Shaking Criminal Incentives


  • Series
  • Speaker
    Theodore Koutmeridis (University of Glasgow & IZA)
  • Field
    Empirical Microeconomics
  • Location
    Tinbergen Institute Amsterdam
    Amsterdam
  • Date and time

    September 17, 2019
    16:00 - 17:15

Abstract: We study criminal incentives exploiting a historically unique source of exogenous variation, the unanticipated 1995 Kobe earthquake, which influenced several Japanese municipalities with thousands of deaths and building damages, while it left others unaffected. Natural experimental evidence between 1990-2000 indicates that the decline in burglaries post-earthquake is disproportionally large for affected municipalities, even after controlling for other key determinants, such as labor market conditions and police forces, indicating the response of housebreakers to damages that reduce the value of prospective takings. Yet, other crime types remain unchanged, eliminating the possibility of generalized effects that influence crime at large or of substitutions across different crime types, implying the existence of adjustment costs to changes in criminal specialization.
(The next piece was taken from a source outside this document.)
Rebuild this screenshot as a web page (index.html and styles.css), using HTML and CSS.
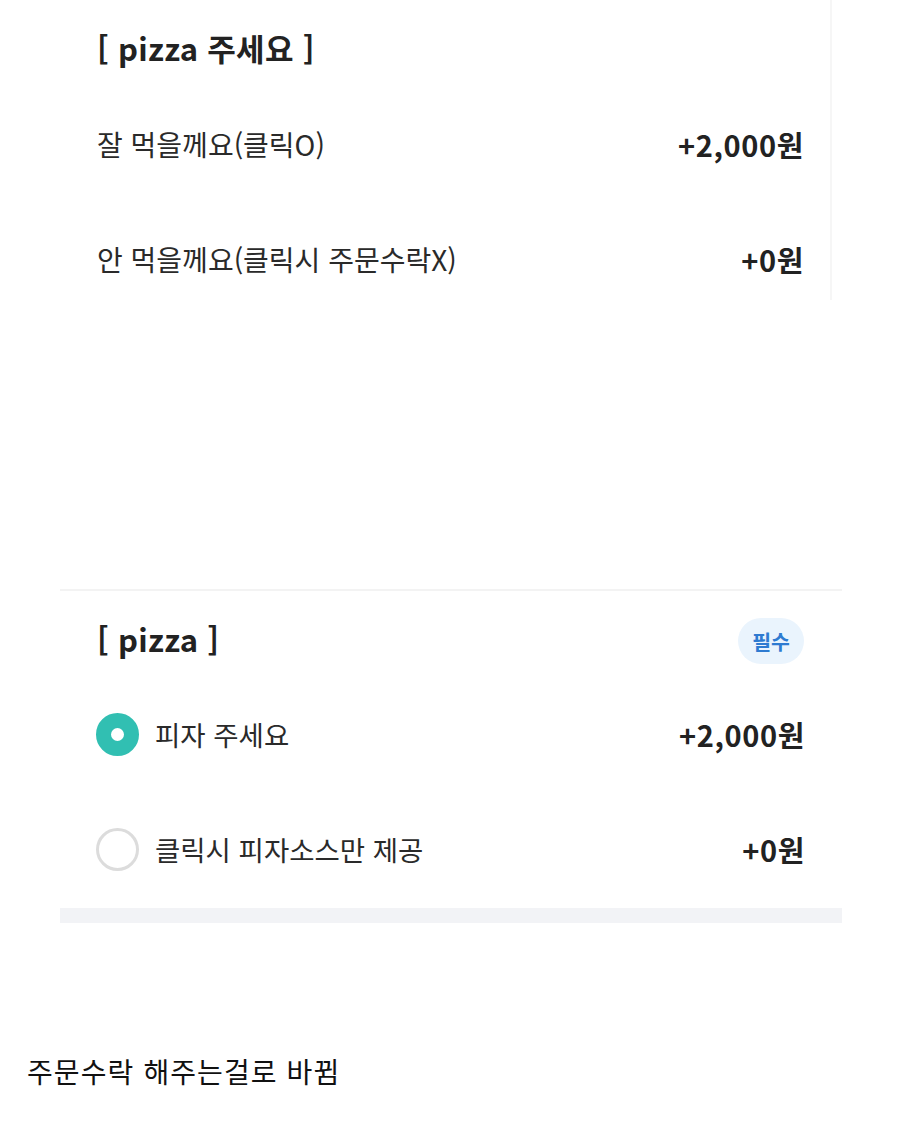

For robustness we measure housing damage using both fully and partly destroyed houses, as the destruction of houses may mechanically decrease burglaries by simply reducing the number of targets. To account for endogenous reporting, we use not only reported crimes but also actual arrests and cleared-up events. We tackle further endogeneity concerns by instrumenting the extent of damage with the distance from the earthquake epicentre, which arguably influences burglaries exclusively through devaluing the potential loot. Importantly, our estimated elasticity is robust and consistent with burglary value elasticities derived in the non-experimental literature. This is the first comprehensive natural experimental study that explores both the direct impact and potential substitution effects across different crime types in response to the changing economic value of prospective criminal takings, key but overlooked aspects of illegal behavior.

Joint with Yu Aoki (University of Aberdeen & IZA).